Stop Trusting AI More Than a Human — Apply the Same Access Controls

A post on r/ClaudeAI argues that developers are circumventing their own CI/CD pipelines by giving AI agents direct production access — and paying the price with deleted databases and blown-up resources. The author, u/SkittleDad, draws a simple line: if you wouldn't let a junior developer do it, don't let your AI do it.
Treat AI Like an Employee
The core point is about access control. The author states:
- Push changes to git, then let the pipeline deploy. Don't let the AI write directly to production.
- Use different roles and profiles for prod vs. dev. Just as you wouldn't give a new hire delete access to a production database, don't give that permission to an AI agent.
- Test in dev all day long — but enforce the same guardrails that protect human mistakes.
“If my new hire has permission to delete a production database I've screwed up.”
The discussion acknowledges that humans also make mistakes in production, but we've learned to manage that risk with pipelines and reviews. The author argues that AI should be subject to the same controls — not given a free pass because it's faster.

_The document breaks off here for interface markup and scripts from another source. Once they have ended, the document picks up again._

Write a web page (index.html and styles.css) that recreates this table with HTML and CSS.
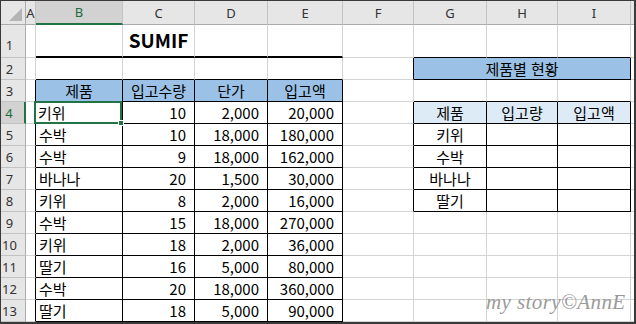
FILE: index.html
```html
<!DOCTYPE html>
<html lang="ko">
<head>
<meta charset="utf-8">
<title>SUMIF</title>
<link rel="stylesheet" href="styles.css">
</head>
<body>
<div class="frame">
  <div class="sheet">
    <!-- column headers -->
    <div class="corner"><svg width="24" height="23" viewBox="0 0 24 23"><polygon points="21,7 21,20 8,20" fill="#b4b4b4"/></svg></div>
    <div class="ch">A</div>
    <div class="ch sel">B</div>
    <div class="ch">C</div>
    <div class="ch">D</div>
    <div class="ch">E</div>
    <div class="ch">F</div>
    <div class="ch">G</div>
    <div class="ch">H</div>
    <div class="ch">I</div>
    <div class="ch last"></div>

    <!-- row 1 -->
    <div class="rh r1">1</div>
    <div class="c"></div>
    <div class="c thick"></div>
    <div class="c thick title">SUMIF</div>
    <div class="c thick"></div>
    <div class="c thick"></div>
    <div class="c"></div>
    <div class="c bb"></div>
    <div class="c bb"></div>
    <div class="c bb"></div>
    <div class="c x"></div>

    <!-- row 2 -->
    <div class="rh">2</div>
    <div class="c"></div>
    <div class="c bb"></div>
    <div class="c bb"></div>
    <div class="c bb"></div>
    <div class="c bb"></div>
    <div class="c br"></div>
    <div class="c br bb hd span3">제품별 현황</div>
    <div class="c x"></div>

    <!-- row 3 -->
    <div class="rh">3</div>
    <div class="c br"></div>
    <div class="c br bb hd">제품</div>
    <div class="c br bb hd">입고수량</div>
    <div class="c br bb hd">단가</div>
    <div class="c br bb hd">입고액</div>
    <div class="c"></div>
    <div class="c bb"></div>
    <div class="c bb"></div>
    <div class="c bb"></div>
    <div class="c x"></div>

    <!-- row 4 -->
    <div class="rh sel">4</div>
    <div class="c br"></div>
    <div class="c br bb active">키위<span class="selbox"><span class="handle"></span></span></div>
    <div class="c br bb num">10</div>
    <div class="c br bb num">2,000</div>
    <div class="c br bb num">20,000</div>
    <div class="c br"></div>
    <div class="c br bb lt">제품</div>
    <div class="c br bb lt">입고량</div>
    <div class="c br bb lt">입고액</div>
    <div class="c x"></div>

    <!-- row 5 -->
    <div class="rh">5</div>
    <div class="c br"></div>
    <div class="c br bb">수박</div>
    <div class="c br bb num">10</div>
    <div class="c br bb num">18,000</div>
    <div class="c br bb num">180,000</div>
    <div class="c br"></div>
    <div class="c br bb ctr">키위</div>
    <div class="c br bb"></div>
    <div class="c br bb"></div>
    <div class="c x"></div>

    <!-- row 6 -->
    <div class="rh">6</div>
    <div class="c br"></div>
    <div class="c br bb">수박</div>
    <div class="c br bb num">9</div>
    <div class="c br bb num">18,000</div>
    <div class="c br bb num">162,000</div>
    <div class="c br"></div>
    <div class="c br bb ctr">수박</div>
    <div class="c br bb"></div>
    <div class="c br bb"></div>
    <div class="c x"></div>

    <!-- row 7 -->
    <div class="rh">7</div>
    <div class="c br"></div>
    <div class="c br bb">바나나</div>
    <div class="c br bb num">20</div>
    <div class="c br bb num">1,500</div>
    <div class="c br bb num">30,000</div>
    <div class="c br"></div>
    <div class="c br bb ctr">바나나</div>
    <div class="c br bb"></div>
    <div class="c br bb"></div>
    <div class="c x"></div>

    <!-- row 8 -->
    <div class="rh">8</div>
    <div class="c br"></div>
    <div class="c br bb">키위</div>
    <div class="c br bb num">8</div>
    <div class="c br bb num">2,000</div>
    <div class="c br bb num">16,000</div>
    <div class="c br"></div>
    <div class="c br bb ctr">딸기</div>
    <div class="c br bb"></div>
    <div class="c br bb"></div>
    <div class="c x"></div>

    <!-- row 9 -->
    <div class="rh">9</div>
    <div class="c br"></div>
    <div class="c br bb">수박</div>
    <div class="c br bb num">15</div>
    <div class="c br bb num">18,000</div>
    <div class="c br bb num">270,000</div>
    <div class="c"></div>
    <div class="c"></div>
    <div class="c"></div>
    <div class="c"></div>
    <div class="c x"></div>

    <!-- row 10 -->
    <div class="rh">10</div>
    <div class="c br"></div>
    <div class="c br bb">키위</div>
    <div class="c br bb num">18</div>
    <div class="c br bb num">2,000</div>
    <div class="c br bb num">36,000</div>
    <div class="c"></div>
    <div class="c"></div>
    <div class="c"></div>
    <div class="c"></div>
    <div class="c x"></div>

    <!-- row 11 -->
    <div class="rh">11</div>
    <div class="c br"></div>
    <div class="c br bb">딸기</div>
    <div class="c br bb num">16</div>
    <div class="c br bb num">5,000</div>
    <div class="c br bb num">80,000</div>
    <div class="c"></div>
    <div class="c"></div>
    <div class="c"></div>
    <div class="c"></div>
    <div class="c x"></div>

    <!-- row 12 -->
    <div class="rh">12</div>
    <div class="c br"></div>
    <div class="c br bb">수박</div>
    <div class="c br bb num">20</div>
    <div class="c br bb num">18,000</div>
    <div class="c br bb num">360,000</div>
    <div class="c"></div>
    <div class="c"></div>
    <div class="c"></div>
    <div class="c"></div>
    <div class="c x"></div>

    <!-- row 13 -->
    <div class="rh">13</div>
    <div class="c br"></div>
    <div class="c br bb">딸기</div>
    <div class="c br bb num">18</div>
    <div class="c br bb num">5,000</div>
    <div class="c br bb num">90,000</div>
    <div class="c"></div>
    <div class="c"></div>
    <div class="c"></div>
    <div class="c"></div>
    <div class="c x"></div>

    <div class="watermark">my story©AnnE</div>
  </div>
</div>
</body>
</html>
```

FILE: styles.css
```css
* { box-sizing: border-box; }

html, body {
  margin: 0;
  padding: 0;
  background: #ffffff;
}

.frame {
  width: 636px;
  height: 324px;
  border-top: 1px solid #3a3a3a;
  border-left: 1px solid #3a3a3a;
  border-right: 2px solid #3a3a3a;
  border-bottom: 2px solid #3a3a3a;
  overflow: hidden;
  background: #ffffff;
}

.sheet {
  position: relative;
  display: grid;
  grid-template-columns: 25px 10px 87px 72px 73px 75px 71px 73px 71px 73px 1fr;
  grid-template-rows: 24px 33px repeat(12, 22px);
  font-family: "Noto Sans CJK KR", "Noto Sans", sans-serif;
  font-size: 15px;
  color: #000000;
}

.corner {
  background: #e6e6e6;
  border-right: 1px solid #ababab;
  border-bottom: 1px solid #ababab;
}
.corner svg { display: block; }

.ch {
  background: #e6e6e6;
  border-right: 1px solid #c3c3c3;
  border-bottom: 1px solid #ababab;
  display: flex;
  align-items: center;
  justify-content: center;
  font-family: "Noto Sans", "DejaVu Sans", sans-serif;
  font-size: 13px;
  color: #333333;
  overflow: visible;
  white-space: nowrap;
}
.ch.sel {
  background: #d2d2d2;
  border-bottom: 2px solid #217346;
  color: #1e6b41;
}
.ch.last { border-right: none; }

.rh {
  background: #e6e6e6;
  border-right: 1px solid #ababab;
  border-bottom: 1px solid #c3c3c3;
  display: flex;
  align-items: center;
  justify-content: center;
  padding-right: 7px;
  font-family: "Noto Sans", "DejaVu Sans", sans-serif;
  font-size: 13px;
  color: #333333;
}
.rh.r1 {
  align-items: flex-end;
  padding-bottom: 3px;
}
.rh.sel {
  background: #d2d2d2;
  border-right: 2px solid #217346;
  color: #1e6b41;
}

.c {
  position: relative;
  border-right: 1px solid #d4d4d4;
  border-bottom: 1px solid #d4d4d4;
  display: flex;
  align-items: center;
  padding: 0 3px;
  line-height: 18px;
  white-space: nowrap;
}
.c.x { border-right: none; }
.c.br { border-right-color: #000000; }
.c.bb { border-bottom-color: #000000; }
.c.thick { border-bottom: 2px solid #000000; }

.title {
  justify-content: center;
  align-items: flex-end;
  padding-bottom: 5px;
  font-weight: 700;
  font-size: 19px;
  line-height: 22px;
}

.hd {
  background: #9bc2e6;
  justify-content: center;
}
.lt {
  background: #ddebf7;
  justify-content: center;
}
.ctr { justify-content: center; }
.num {
  justify-content: flex-end;
  padding-right: 8px;
}
.span3 { grid-column: span 3; }

.active {
  padding-left: 2px;
  z-index: 2;
}
.selbox {
  position: absolute;
  left: -2px;
  top: -1px;
  right: 0;
  bottom: -1px;
  border: 2px solid #217346;
  pointer-events: none;
}
.handle {
  position: absolute;
  right: -4px;
  bottom: -4px;
  width: 6px;
  height: 6px;
  background: #217346;
  border: 1px solid #ffffff;
}

.watermark {
  position: absolute;
  left: 485px;
  top: 289px;
  z-index: 3;
  font-family: "Liberation Serif", "DejaVu Serif", serif;
  font-style: italic;
  font-size: 21px;
  letter-spacing: 0.4px;
  color: #9a9a9a;
  white-space: nowrap;
}
```
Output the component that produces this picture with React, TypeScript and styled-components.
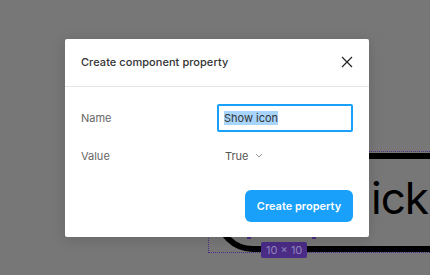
import React from "react";
import styled, { createGlobalStyle } from "styled-components";

const Global = createGlobalStyle`
  html, body { margin: 0; padding: 0; }
  body {
    width: 430px;
    height: 275px;
    overflow: hidden;
    background: #777777;
    font-family: Inter, "Noto Sans", sans-serif;
  }
`;

const Stage = styled.div`
  position: relative;
  width: 430px;
  height: 275px;
  overflow: hidden;
  background: #777777;
`;

/* Dimmed canvas content behind the dialog */
const Frame = styled.div`
  position: absolute;
  left: 215px;
  top: 153px;
  width: 300px;
  height: 99px;
  box-sizing: border-box;
  border: 6px solid #000;
  border-radius: 38px;
`;

const BigText = styled.div`
  position: absolute;
  left: 371px;
  top: 171px;
  font-family: Inter, "Noto Sans", sans-serif;
  font-size: 44px;
  line-height: 54px;
  color: #000;
  letter-spacing: -1px;
  white-space: nowrap;
`;

const Selection = styled.div`
  position: absolute;
  left: 208px;
  top: 151px;
  width: 300px;
  height: 102px;
  box-sizing: border-box;
  border: 1px dotted #4b2d86;
`;

const Handle = styled.div`
  position: absolute;
  top: 235px;
  width: 4px;
  height: 4px;
  background: #4b2d86;
`;

const SizeBadge = styled.div`
  position: absolute;
  left: 261px;
  top: 242px;
  height: 16px;
  padding: 0 5px;
  border-radius: 2px;
  background: #4a2b86;
  color: #9384bd;
  font-size: 11px;
  line-height: 16px;
  font-family: Inter, "Noto Sans", sans-serif;
`;

const Overlay = styled.div`
  position: absolute;
  inset: 0;
  display: flex;
  align-items: center;
  justify-content: center;
  padding-left: 4px;
`;

const Dialog = styled.div`
  width: 304px;
  height: 198px;
  background: #fff;
  border-radius: 2px;
  box-shadow: 0 2px 14px rgba(0, 0, 0, 0.15);
  display: flex;
  flex-direction: column;
`;

const Header = styled.div`
  height: 48px;
  box-sizing: border-box;
  border-bottom: 1px solid #e5e5e5;
  display: flex;
  align-items: center;
  justify-content: space-between;
  padding: 0 16px;
`;

const Title = styled.div`
  font-size: 11px;
  font-weight: 500;
  color: #333;
  letter-spacing: 0.05px;
`;

const CloseButton = styled.button`
  border: 0;
  background: none;
  padding: 0;
  width: 14px;
  height: 14px;
  display: flex;
  align-items: center;
  justify-content: center;
  margin-right: -1px;
`;

const Body = styled.div`
  flex: 1;
  display: flex;
  flex-direction: column;
  padding: 17px 16px 15px 16px;
`;

const Grid = styled.div`
  display: grid;
  grid-template-columns: 136px 136px;
  grid-auto-rows: 28px;
  row-gap: 10px;
  align-items: center;
`;

const Label = styled.div`
  font-size: 11px;
  color: #666;
`;

const InputBox = styled.div`
  height: 28px;
  box-sizing: border-box;
  border: 2px solid #18a0fb;
  border-radius: 2px;
  display: flex;
  align-items: center;
  padding-left: 5px;
`;

const Selected = styled.span`
  background: #a8d5fd;
  color: #333;
  font-size: 11px;
  line-height: 14px;
`;

const SelectValue = styled.div`
  display: flex;
  align-items: center;
  gap: 6px;
  padding-left: 8px;
  font-size: 11px;
  color: #555;
`;

const Footer = styled.div`
  margin-top: auto;
  display: flex;
  justify-content: flex-end;
`;

const PrimaryButton = styled.button`
  height: 32px;
  width: 108px;
  border: 0;
  border-radius: 6px;
  background: #18a0fb;
  color: #fff;
  font-family: Inter, "Noto Sans", sans-serif;
  font-size: 11px;
  font-weight: 600;
  padding: 0;
`;

export default function App() {
  return (
    <>
      <Global />
      <Stage>
        <Selection />
        <Frame />
        <BigText>ick</BigText>
        <Handle style={{ left: 247 }} />
        <Handle style={{ left: 312 }} />
        <SizeBadge>10 × 10</SizeBadge>
        <Overlay>
          <Dialog>
            <Header>
              <Title>Create component property</Title>
              <CloseButton aria-label="Close">
                <svg width="12" height="12" viewBox="0 0 12 12">
                  <path d="M1 1 L11 11 M11 1 L1 11" stroke="#222" strokeWidth="1.2" fill="none" />
                </svg>
              </CloseButton>
            </Header>
            <Body>
              <Grid>
                <Label>Name</Label>
                <InputBox>
                  <Selected>Show icon</Selected>
                </InputBox>
                <Label>Value</Label>
                <SelectValue>
                  True
                  <svg width="8" height="5" viewBox="0 0 8 5">
                    <path d="M1 1 L4 4 L7 1" stroke="#999" strokeWidth="1" fill="none" />
                  </svg>
                </SelectValue>
              </Grid>
              <Footer>
                <PrimaryButton>Create property</PrimaryButton>
              </Footer>
            </Body>
          </Dialog>
        </Overlay>
      </Stage>
    </>
  );
}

Why This Matters for AI Coding Agents
Stories are surfacing of Cursor, Claude, and other agents deleting production data or spinning up costly resources because they had unrestricted access. The post isn't anti-AI — it's pro-process. The author explicitly says they want to do more faster, but not at the expense of basic security practices.
For teams using AI coding agents, the takeaway is practical:
- Grant AI agents the minimum necessary permissions.
- Enforce code review and CI/CD gatekeeping even for AI-generated changes.
- Use separate environments and treat the AI as a trusted contributor with guardrails, not a god-mode tool.